Tuesday, May 14, 2013

Scientists Searching for Ways to Solve Chronic Traumatic Encephalopathy (CTE) Mystery

Photo courtesy of the Pittsburgh Post-Gazette
This microscopic slice of former Cincinnati Bengals player
Chris Henry's bain, containing a few thousand brain cells,
shows the telltale signs of CTE damage.
The front page of the Pittsburgh Post-Gazette yesterday had something you don't normally see on the top-third of the front page of one of America's greatest newspapers yesterday: a microscopic image.  The image was of former Cincinnati Bengals player Chris Henry's brain, contained a few thousand brain cells and showed the telltale signs of Chronic Traumatic Encephalopathy (CTE).
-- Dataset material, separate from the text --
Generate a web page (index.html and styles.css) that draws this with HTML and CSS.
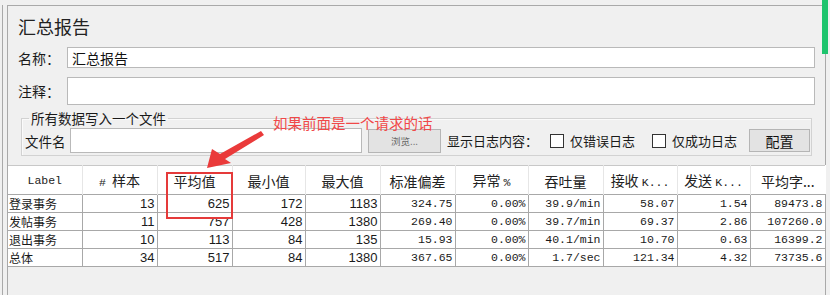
FILE: index.html
```html
<!DOCTYPE html>
<html lang="zh-CN">
<head>
    <meta charset="UTF-8">
    <title>汇总报告</title>
    <link rel="stylesheet" href="styles.css">
</head>
<body>
    <div class="frame">
        <div class="panel">
            <h1 class="title">汇总报告</h1>

            <div class="field-row name-row">
                <label class="field-label">名称：</label>
                <input class="text-input" type="text" value="汇总报告">
            </div>
            <div class="field-row comment-row">
                <label class="field-label">注释：</label>
                <input class="text-input tall" type="text">
            </div>

            <fieldset class="group">
                <legend>所有数据写入一个文件</legend>
                <div class="file-row">
                    <label class="file-label">文件名</label>
                    <input class="file-input" type="text">
                    <button class="btn browse">浏览...</button>
                    <span class="log-label">显示日志内容：</span>
                    <label class="check"><span class="box"></span>仅错误日志</label>
                    <label class="check"><span class="box"></span>仅成功日志</label>
                    <button class="btn config">配置</button>
                </div>
            </fieldset>

            <table class="summary">
                <colgroup>
                    <col style="width: 74px"><col style="width: 75px"><col style="width: 75px">
                    <col style="width: 73px"><col style="width: 75px"><col style="width: 75px">
                    <col style="width: 73px"><col style="width: 75px"><col style="width: 74px">
                    <col style="width: 73px"><col style="width: 75px">
                </colgroup>
                <thead>
                    <tr>
                        <th class="mono">Label</th>
                        <th><span class="mono">#</span>&nbsp; 样本</th>
                        <th>平均值</th>
                        <th>最小值</th>
                        <th>最大值</th>
                        <th>标准偏差</th>
                        <th>异常 <span class="mono">%</span></th>
                        <th>吞吐量</th>
                        <th>接收 <span class="mono">K...</span></th>
                        <th>发送 <span class="mono">K...</span></th>
                        <th>平均字...</th>
                    </tr>
                </thead>
                <tbody>
                    <tr>
                        <td class="name">登录事务</td><td>13</td><td>625</td><td>172</td><td>1183</td>
                        <td class="mono">324.75</td><td class="mono">0.00%</td><td class="mono">39.9/min</td>
                        <td class="mono">58.07</td><td class="mono">1.54</td><td class="mono">89473.8</td>
                    </tr>
                    <tr>
                        <td class="name">发帖事务</td><td>11</td><td>757</td><td>428</td><td>1380</td>
                        <td class="mono">269.40</td><td class="mono">0.00%</td><td class="mono">39.7/min</td>
                        <td class="mono">69.37</td><td class="mono">2.86</td><td class="mono">107260.0</td>
                    </tr>
                    <tr>
                        <td class="name">退出事务</td><td>10</td><td>113</td><td>84</td><td>135</td>
                        <td class="mono">15.93</td><td class="mono">0.00%</td><td class="mono">40.1/min</td>
                        <td class="mono">10.70</td><td class="mono">0.63</td><td class="mono">16399.2</td>
                    </tr>
                    <tr>
                        <td class="name">总体</td><td>34</td><td>517</td><td>84</td><td>1380</td>
                        <td class="mono">367.65</td><td class="mono">0.00%</td><td class="mono">1.7/sec</td>
                        <td class="mono">121.34</td><td class="mono">4.32</td><td class="mono">73735.6</td>
                    </tr>
                </tbody>
            </table>
        </div>
    </div>

    <!-- annotation layer -->
    <div class="scroll-mark"></div>
    <div class="note">如果前面是一个请求的话</div>
    <svg class="arrow" width="80" height="50" viewBox="200 125 80 50">
        <polygon points="207,168 212,149 220,154 261,131 264,135 225,159 231,163" fill="#ea3a3a"/>
    </svg>
    <div class="highlight"></div>
</body>
</html>
```

FILE: styles.css
```css
body {
    margin: 0;
    height: 295px;
    overflow: hidden;
    background-color: #f0f0f0;
    font-family: "Noto Sans CJK SC", "Liberation Sans", sans-serif;
    font-size: 14px;
    color: #1a1a1a;
    position: relative;
}
.frame {
    margin-left: 2px;
    padding-left: 4px;
    height: 295px;
    border-left: 1px solid #a9a9a9;
}
.panel {
    margin-top: 5px;
    height: 290px;
    width: 817px;
    border-top: 1px solid #a9a9a9;
    border-left: 1px solid #a9a9a9;
    border-right: 1px solid #a9a9a9;
}
.title {
    margin: 8px 0 0 10px;
    font-size: 18px;
    font-weight: normal;
    line-height: 24px;
    color: #222;
}
.field-row {
    display: flex;
    align-items: center;
    margin: 9px 10px 0 10px;
}
.field-label {
    width: 49px;
    flex-shrink: 0;
}
.text-input {
    flex: 1;
    height: 21px;
    box-sizing: border-box;
    border: 1px solid #b9b9b9;
    background: #fff;
    padding: 0 4px;
    font-family: inherit;
    font-size: 14px;
    color: #111;
    outline: none;
}
.text-input.tall {
    height: 28px;
}
.group {
    margin: 5px 17px 0 13px;
    padding: 2px 1px 2px 3px;
    border: 1px solid #d2d2d2;
    box-shadow: 1px 1px 0 #fafafa inset;
}
.group legend {
    margin-left: 4px;
    padding: 0 2px;
    font-size: 13.5px;
    line-height: 16px;
}
.file-row {
    display: flex;
    align-items: center;
    white-space: nowrap;
    font-size: 13px;
}
.file-row > * {
    flex-shrink: 0;
}
.file-label {
    width: 45px;
    font-size: 13.5px;
}
.file-input {
    width: 292px;
    height: 25px;
    box-sizing: border-box;
    border: 1px solid #b9b9b9;
    background: #fff;
    outline: none;
}
.btn {
    height: 24px;
    box-sizing: border-box;
    border: 1px solid #b5b5b5;
    background-color: #e3e3e3;
    font-family: inherit;
    padding: 0;
}
.browse {
    width: 73px;
    margin-left: 6px;
    font-size: 9.5px;
    color: #666;
}
.log-label {
    margin-left: 6px;
}
.check {
    display: flex;
    align-items: center;
    margin-left: 12px;
}
.check .box {
    width: 12px;
    height: 12px;
    border: 1px solid #333;
    background: #fff;
    margin-right: 6px;
}
.check + .check {
    margin-left: 17px;
}
.config {
    width: 61px;
    height: 23px;
    margin-left: 12px;
    font-size: 14px;
    color: #111;
}
.summary {
    margin-top: 9px;
    width: 817px;
    table-layout: fixed;
    border-collapse: collapse;
    background: #fff;
    font-family: "Liberation Sans", sans-serif;
    font-size: 13px;
    border-top: 1px solid #c8c8c8;
}
.summary th {
    height: 26px;
    padding: 2px 0 0 0;
    font-family: "Noto Sans CJK SC", sans-serif;
    font-weight: normal;
    font-size: 14px;
    line-height: 18px;
    color: #222;
    border-left: 1px solid #e6e6e6;
    white-space: nowrap;
    overflow: hidden;
}
.summary th:first-child {
    border-left: none;
}
.summary td {
    height: 17px;
    padding: 0 2px 0 0;
    line-height: 17px;
    text-align: right;
    border: 1px solid #a8a8a8;
    white-space: nowrap;
    overflow: hidden;
}
.summary td.name {
    text-align: left;
    padding-left: 1px;
    border-left: none;
    font-family: "Noto Sans CJK SC", sans-serif;
    font-size: 12px;
}
.summary .mono {
    font-family: "Liberation Mono", monospace;
    font-size: 11.5px;
}
.summary th.mono {
    font-size: 11.5px;
}
.scroll-mark {
    position: absolute;
    left: 822px;
    top: 0;
    width: 6px;
    height: 54px;
    background-color: #1ec46d;
}
.note {
    position: absolute;
    left: 273px;
    top: 113px;
    font-size: 14.5px;
    line-height: 20px;
    color: #f04848;
    white-space: nowrap;
}
.arrow {
    position: absolute;
    left: 200px;
    top: 125px;
}
.highlight {
    position: absolute;
    left: 166px;
    top: 172px;
    width: 63px;
    height: 43px;
    border: 2.5px solid #e53a3a;
}
```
In 2002, Bennet Omalu was the first pathologist to detect CTE in a former football player. Former Steelers center Mike Webster, who died of a heart attack at the age of 50, also had CTE and a young Omalu found it. Though Omalu didn't know much about American football as a Nigerian native, he knew it was a rough contact sport. After getting wind of Webster's erratic right before his death, he thought his autopsy report might show visible evidence of brain damage. 

What Omalu found was the complete opposite. He explained in an interview earlier this year that when he opened up Webster's skull that his brain looked normal and that he thought he must be wrong. Omalu didn't give up. With permission from the Webster family, Omalu had a lab prepare the brain for microscopic examination and took a look at the slides.

Then it hit him. What he saw were smudges and tangles of tau deposits in the brain, similar to those that would be seen in Alzheimer's disease, but without the accompanying plaques of beta amyloid protein also seen in Alzheimer's. He gave the disorder the name Chronic Traumatic Encephalopathy (CTE) which means a long-developing brain injury.